Wired printed my letter to the editor on the ridiculousness of calling RSS a “push” technology. July 2004 issue (12.07).
Update: I have come up with what I think is a fair definition of “push” :
A) The content provider initiates the transmission
B) In order to do that, the content provider knows
1) That you want the transmission
2) Something about you – at least your address
RSS satisfies neither of these criteria.
Music: Yo La Tengo :: Let’s Save Tony Orlando’s House
Following Scots logic, I agree to a degree, but I’m not sure that what was described as Push ever was Push.
Earthlink or MSN’s home page isn’t Push because it aggregated stuff in areas I said I have interest. AOL may get a little closer and go so far as to push media onto my PC in the hopes that I’ll decide to pull it. But most of all this amounts to offering you a limited set of choices and hoping your choice to buy-in or opt-in to specific content types means you’ll come back again and again.
True Push to me would be a kiosk in my living room or office that I program to search out media based on specific criteria, or better yet that programs itself by fuzzy logic based on what it knows I’ll want based on my past choices – like Amazon’s recommendation system. The kiosk would flip through channels and content automatically and wait for me to be pulled to it to immerse myself further.
TIVO seems to steer close to this with pushing media to you that it thinks you’ll want. This may be risky or annoying especially if it consumes resources you’d rather not use. But I think that’s the model for intelligent TV sets of the future. Push TV – TV that determines what you might like based on what you obviously like.
My car radio can search for channels of media such as News, Traffic, Jazz, etc. My TV tuner should be able to search for movies, reality TV, news, comedy – and be able to hone in on what I consider funny or what kinds of movies I like, or what news shows I typically watch – and maybe surprise me by flipping through some tangential stuff I might not have known about otherwise.
One problem with this model is that it skirts around the very issues that raise a lot of privacy concerns online – spyware, user profiling, and ad targeting based on info collected about you. We get offended by the concept but when the grocery store mails a coupon for our favorite snack or something it knows we often buy then it’s a perk. Amazon pulls you to it’s treasure chest of offers and fine-tunes it through your yes/no criteria. But if they popped-up ads for books by authors we liked we’d still probably have that knee-jerk reaction to pop-ups. McLuhan had it nailed in a nutshell, it’s not the message it’s the medium.
Ultimately it all comes down to filters and selections. What choices are pre-filtered based on what content is out there and who is providing it. Rights, ownership and other factors may play into whether something can even be offered to me, or advertising may involve attempts to steer me to specific media content.
What do we choose to filter in, or out? Once it makes it past the initial filters what do we then choose to read, watch or experience. In that sense I think there is no true push, it’s more about what is there to be pushed and what pulls you in, though conscious or unconscious decisions. Or with RSS, what you chose to pull towards you – and that still doesn’t mean it pulls you into it.

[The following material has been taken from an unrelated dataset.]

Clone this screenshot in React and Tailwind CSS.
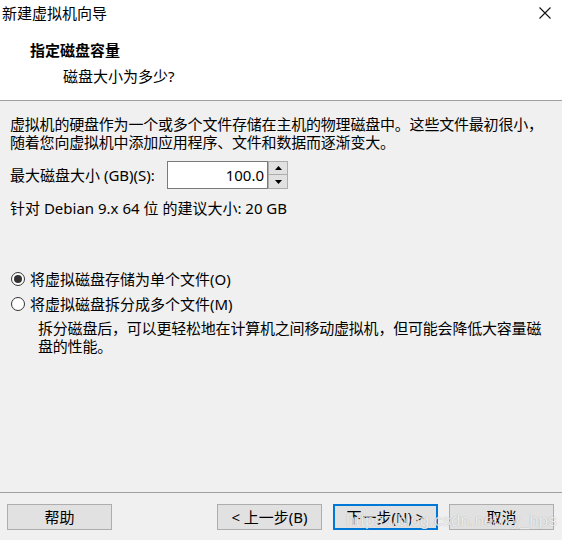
import React, { useState } from "react";

const font = { fontFamily: '"Noto Sans", "Noto Sans CJK SC", sans-serif' };

const Radio = ({ checked, label, onClick }) => (
  <div onClick={onClick} className="flex flex-row items-center h-[20px] cursor-default">
    <div className="ml-[1px] w-[14px] h-[14px] rounded-full border border-[#333333] bg-white flex items-center justify-center">
      {checked && <div className="w-[8px] h-[8px] rounded-full bg-[#333333]" />}
    </div>
    <span className="ml-[5px] text-[15px] leading-[20px] text-black">{label}</span>
  </div>
);

const Button = ({ children, primary }) => (
  <div
    className={
      "w-[105px] h-[26px] flex items-center justify-center text-[15px] text-black bg-[#e1e1e1] " +
      (primary ? "border-2 border-[#0078d7]" : "border border-[#adadad]")
    }
  >
    {children}
  </div>
);

const App = () => {
  const [split, setSplit] = useState(false);
  const [size, setSize] = useState("100.0");

  return (
    <div style={font} className="w-[562px] h-[540px] flex flex-col bg-[#f0f0f0] text-black relative overflow-hidden">
      {/* header */}
      <div className="h-[101px] bg-white border-b border-[#a0a0a0] flex flex-col">
        <div className="h-[26px] flex flex-row items-center justify-between">
          <span className="ml-[2px] text-[15px] leading-[26px]">新建虚拟机向导</span>
          <svg className="mr-[11px]" width="12" height="12" viewBox="0 0 12 12">
            <path d="M0.5 0.5 L11.5 11.5 M11.5 0.5 L0.5 11.5" stroke="#111" strokeWidth="1.1" fill="none" />
          </svg>
        </div>
        <div className="ml-[30px] mt-[14px] text-[15px] leading-[20px] font-bold">指定磁盘容量</div>
        <div className="ml-[63px] mt-[6px] text-[15px] leading-[20px]">磁盘大小为多少?</div>
      </div>

      {/* body */}
      <div className="flex-1 px-[10px] pt-[14px] flex flex-col">
        <div className="text-[15px] leading-[18px] tracking-[-0.2px]">
          虚拟机的硬盘作为一个或多个文件存储在主机的物理磁盘中。这些文件最初很小，
          <br />
          随着您向虚拟机中添加应用程序、文件和数据而逐渐变大。
        </div>

        <div className="mt-[10px] flex flex-row items-center h-[28px]">
          <span className="w-[157px] shrink-0 text-[15px] leading-[18px]">最大磁盘大小 (GB)(S):</span>
          <input
            value={size}
            onChange={(e) => setSize(e.target.value)}
            className="w-[101px] h-[28px] border border-[#7a7a7a] bg-white text-right pr-[3px] text-[15px] outline-none"
          />
          <div className="w-[20px] h-[28px] flex flex-col">
            <div className="h-[14px] bg-[#e1e1e1] border border-[#adadad] flex items-center justify-center">
              <svg width="7" height="4" viewBox="0 0 7 4"><path d="M3.5 0 L7 4 L0 4 Z" fill="#000" /></svg>
            </div>
            <div className="h-[14px] bg-[#e1e1e1] border border-t-0 border-[#adadad] flex items-center justify-center">
              <svg width="7" height="4" viewBox="0 0 7 4"><path d="M0 0 L7 0 L3.5 4 Z" fill="#000" /></svg>
            </div>
          </div>
        </div>

        <div className="mt-[10px] text-[15px] leading-[18px]">针对 Debian 9.x 64 位 的建议大小: 20 GB</div>

        <div className="mt-[52px] flex flex-col space-y-[5px]">
          <Radio checked={!split} label="将虚拟磁盘存储为单个文件(O)" onClick={() => setSplit(false)} />
          <Radio checked={split} label="将虚拟磁盘拆分成多个文件(M)" onClick={() => setSplit(true)} />
        </div>
        <div className="ml-[28px] mt-[5px] text-[15px] leading-[18px] tracking-[-0.2px]">
          拆分磁盘后，可以更轻松地在计算机之间移动虚拟机，但可能会降低大容量磁
          <br />
          盘的性能。
        </div>
      </div>

      {/* footer */}
      <div className="h-[48px] border-t border-[#a0a0a0] flex flex-row pt-[11px] pl-[7px] pr-[8px]">
        <Button>帮助</Button>
        <div className="ml-auto flex flex-row space-x-[11px]">
          <Button>&lt; 上一步(B)</Button>
          <Button primary>下一步(N) &gt;</Button>
          <Button>取消</Button>
        </div>
      </div>

      {/* watermark */}
      <div
        className="absolute left-[346px] top-[510px] text-[17px] leading-[22px] text-white/80 pointer-events-none"
        style={{ fontFamily: '"Liberation Sans", sans-serif', textShadow: "0 0 1px rgba(0,0,0,0.35)" }}
      >
        https://blog.csdn.net/xy_hps
      </div>
    </div>
  );
};

export default App;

I haven’t played with RSS much. It strikes me as the logical evolution of the “smart agents” I was keen on playing with 10 years ago. In that sense I think any Push really amounts to an agent you’ve enabled, but Push failed because most channels of media were broadly aggregated with little criteria from you. RSS allows a much greater criteria of selection and filtering. But it still relies on my to desire to pull it up and run it, and somehow I just never seem to get past installing something like that and using it a few times and forgetting about it. I suppose it’s worth another look. But I read news the way I look for CDs or books in a bookstore, skimming around until something grabs my attention. And I watch TV much the same way. Filtering your news too much strikes me as risky – all the news you want to see – and none of the news you chose to ignore. I prefer a model where I stumble across things that expand the interests I already have.